3.Dust countertop with flour, and knead the dough for about 5 minutes until it is smooth and stretchy. This is a fairly sticky dough, but add extra flour sparingly- about  1 tablespoon at a time as you are kneading until it gets just to the point of no longer sticking to your hands. Using too much flour in baking is never good.

4. Place ball of dough in a bowl brushed with melted butter so it does not stick to it while it's rising. Cover with a kitchen towel, and place somewhere warm for an hour. Your dough should have doubled in size.

5. While your dough is rising, make your butter block  Traditionally, bakeries use something called a butter block when making laminated dough such as croissants or kouign-amann. You can also cut the butter into thin slices and place them close together but I found I got the best results with the block. Use the best quality European-style salted butter you can.
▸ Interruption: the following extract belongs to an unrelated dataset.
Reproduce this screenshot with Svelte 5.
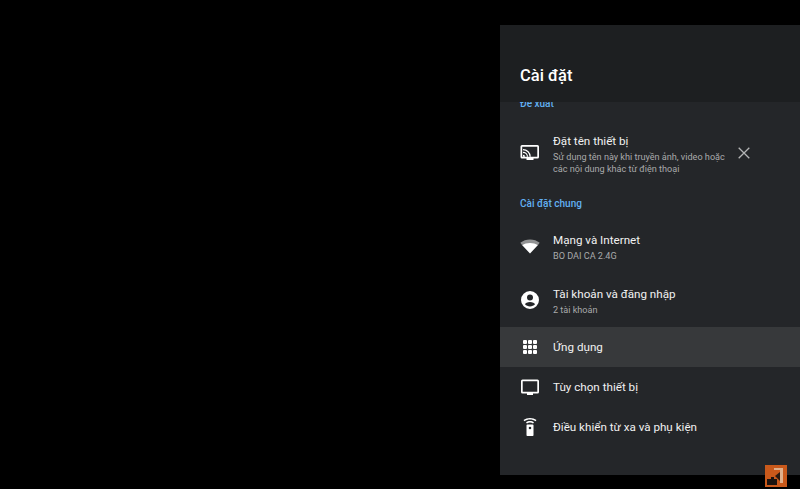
<script lang="ts">
  const general = [
    { icon: "wifi", title: "Mạng và Internet", sub: "BO DAI CA 2.4G", h: 54 },
    { icon: "account", title: "Tài khoản và đăng nhập", sub: "2 tài khoản", h: 54 },
    { icon: "apps", title: "Ứng dụng", active: true, h: 40 },
    { icon: "tv", title: "Tùy chọn thiết bị", h: 40 },
    { icon: "remote", title: "Điều khiển từ xa và phụ kiện", h: 40 }
  ];
</script>

{#snippet icon(name)}
  <svg class="icon" viewBox="0 0 20 20" width="20" height="20" fill="#fff">
    {#if name === "cast"}
      <path fill-rule="evenodd" d="M2 3h15.500A1.500 1.500 0 0 1 19 4.500v10.500a1.500 1.500 0 0 1-1.500 1.500H13.500V18h-7v-1.500H2A1.500 1.500 0 0 1 .5 15V4.500A1.500 1.500 0 0 1 2 3zm.2 1.700v10.100h15.100V4.700z"/>
      <path d="M3 12.700a2.100 2.100 0 0 1 2.100 2.100H3zM3 9.700a5.100 5.100 0 0 1 5.100 5.100H6.900A3.900 3.900 0 0 0 3 10.900zM3 7a7.800 7.800 0 0 1 7.800 7.800H9.600A6.600 6.600 0 0 0 3 8.200z"/>
    {:else if name === "wifi"}
      <path d="M0.300 6.800C3 4.700 6.300 3.500 10 3.500s7 1.200 9.700 3.300L17.800 9.200H2.200z" opacity="0.5"/>
      <path d="M2.200 9.200C4.300 7.800 7 7 10 7s5.700.8 7.800 2.200L10 17.500z"/>
    {:else if name === "account"}
      <path fill-rule="evenodd" d="M10 1a9 9 0 1 1 0 18 9 9 0 0 1 0-18zm0 3.500a3 3 0 1 0 0 6 3 3 0 0 0 0-6zM10 12c-2.600 0-4.800 1-5 2.300 1.200 1.300 3 2.200 5 2.200s3.800-.9 5-2.200C14.800 13 12.600 12 10 12z"/>
    {:else if name === "apps"}
      {#each [3, 8, 13] as y}
        {#each [3, 8, 13] as x}
          <rect {x} {y} width="4" height="4" rx="1"/>
        {/each}
      {/each}
    {:else if name === "tv"}
      <path fill-rule="evenodd" d="M2.500 2.500h15A1.500 1.500 0 0 1 19 4v11a1.500 1.500 0 0 1-1.500 1.500H13V18H7v-1.500H2.500A1.500 1.500 0 0 1 1 15V4a1.500 1.500 0 0 1 1.500-1.500zM2.700 4.200v10.600h14.600V4.200z"/>
    {:else if name === "remote"}
      <path fill-rule="evenodd" d="M7.300 7.500h5.400a.8.800 0 0 1 .8.800v10a.8.800 0 0 1-.8.700H7.300a.8.800 0 0 1-.8-.7v-10a.8.800 0 0 1 .8-.8zM10 9.700a1.300 1.300 0 1 0 0 2.600 1.300 1.300 0 0 0 0-2.600z"/>
      <path d="M3.500 3C5.300 1.700 7.500 1 10 1s4.700.7 6.500 2l-1 1.200C14 3.100 12.100 2.500 10 2.500S6 3.100 4.500 4.200zM6 5.400C7.100 4.500 8.500 4 10 4s2.900.5 4 1.400l-1 1.100C12.200 5.900 11.100 5.500 10 5.500s-2.200.4-3 1z"/>
    {/if}
  </svg>
{/snippet}

<div class="screen">
  <aside class="panel">
    <header class="head"><h1>Cài đặt</h1></header>
    <div class="list">
      <h2 class="section first">Đề xuất</h2>
      <div class="row suggest">
        {@render icon("cast")}
        <div class="text">
          <div class="title">Đặt tên thiết bị</div>
          <div class="sub">Sử dụng tên này khi truyền ảnh, video hoặc<br />các nội dung khác từ điện thoại</div>
        </div>
        <svg class="close" viewBox="0 0 12 12" width="12" height="12" fill="none" stroke="#b4b5b6" stroke-width="1.300">
          <path d="M.7.7l10.600 10.600M11.300.7L.7 11.300" />
        </svg>
      </div>
      <h2 class="section">Cài đặt chung</h2>
      {#each general as item}
        <div class="row" class:active={item.active} style="height: {item.h}px">
          {@render icon(item.icon)}
          <div class="text" class:two={item.sub}>
            <div class="title">{item.title}</div>
            {#if item.sub}<div class="sub">{item.sub}</div>{/if}
          </div>
        </div>
      {/each}
    </div>
  </aside>
  <div class="badge">
    <svg viewBox="0 0 22 22" width="22" height="22">
      <rect x="9" y="3" width="9" height="2" fill="#e0b08c" />
      <rect x="15" y="3" width="3" height="15" fill="#e0b08c" />
      <path d="M10 11l5-4v9z" fill="#2a1a10" />
      <rect x="2" y="14" width="10" height="6" fill="#1c1410" />
      <rect x="6" y="12" width="3" height="3" fill="#1c1410" />
    </svg>
  </div>
</div>

<style>
  :global(body) {
    margin: 0;
    background: #000;
  }

  .screen {
    position: relative;
    display: flex;
    justify-content: flex-end;
    height: 489px;
    padding-top: 25px;
    box-sizing: border-box;
    overflow: hidden;
    background: #000;
    font-family: Roboto, "Noto Sans", sans-serif;
  }

  .panel {
    display: flex;
    flex-direction: column;
    width: 300px;
    height: 450px;
    background: #242629;
  }

  .head {
    flex: none;
    height: 77px;
    padding: 0 20px;
    box-sizing: border-box;
    background: #1d1f21;
  }

  h1 {
    margin: 0;
    padding-top: 41px;
    font-size: 16.500px;
    line-height: 20px;
    font-weight: 500;
    color: #fff;
  }

  .list {
    flex: 1;
    overflow: hidden;
  }

  .section {
    margin: 0;
    padding: 0 20px;
    font-size: 10px;
    line-height: 14px;
    font-weight: 500;
    color: #62b0f2;
  }

  .section.first {
    margin-top: -5px;
    margin-bottom: 18px;
  }

  .section:not(.first) {
    margin-top: 18px;
    margin-bottom: 8px;
  }

  .row {
    display: flex;
    align-items: center;
    gap: 13px;
    padding: 0 20px;
  }

  .row.suggest {
    height: 50px;
  }

  .row.suggest .icon {
    margin-bottom: 4px;
  }

  .row.active {
    background: #37393b;
  }

  .icon {
    flex: none;
  }

  .text {
    flex: 1;
    min-width: 0;
  }

  .text.two {
    padding-top: 2px;
  }

  .title {
    font-size: 11.650px;
    line-height: 17px;
    color: #f1f1f1;
  }

  .sub {
    margin-top: 1px;
    font-size: 9.100px;
    line-height: 12px;
    color: #a9aaab;
  }

  .close {
    flex: none;
    margin: 0 30px 2px 0;
  }

  .badge {
    position: absolute;
    left: 765px;
    top: 465px;
    width: 22px;
    height: 22px;
    background: #c9591b;
  }
</style>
Soften your butter by putting it into a food processor and pulsing until smooth. Be careful not to melt it. Spread evenly on a large sheet of wax paper in a rectangular shape. I made mine slightly smaller than a piece of printer paper. Fold in the corners of the paper, and use a rolling pin to roll the butter into the corners to get a perfect rentangle. Refrigerate for at least 25 minutes.

6. Take your butter block out of the refrigerator 5 minutes before you begin rolling out your dough.

7. On a lightly floured surface , roll your dough our into a rectangle, and place the butter block on one side. Sprinkle a pinch of sea salt over the butter.

8. This is the slightly tricky part since the dough is so sticky, so use a pastry cutter to help lift the dough off the floured surface so one side is folded over the over and you have yourself a little dough envelope filled with butter. Seal the edges.

9. Clean your surface of the flour and sprinkle generously with sugar. Sprinkle the top of your dough with sugar as well.

10. Roll the dough into a larger, thinner rectangle, then fold your dough into thirds. Sprinkle with sugar, wrap with plastic wrap and refrigerate for 45 minutes.

11. Preheat your oven to 400 degrees.

12. Remove dough from refrigerator. You may notice that the sugar and moisture from the dough have created a small amount of "syrup", that leaks from your dough,  this is normal.

13. Repeat step 10  with your dough. Take out of the refrigerator and on a surface sprinkled with sugar, roll out into a rectangle for the last time. Use a pastry cutter or very sharp knife to cut dough into squares slightly larger than the containers  you will be using to bake them in (I used 4 ounce ramekins) 

14. Brush ramekins with a thin layer of melted butter, place dough square in the ramekin, and fold the corners in. Sprinkle each one with more sugar. 

15. Bake at 400 degrees for 15 minutes or until the tops are a deep golden brown. Allow to cool for several minutes before running a butter knife around the edges to make them easier to remove.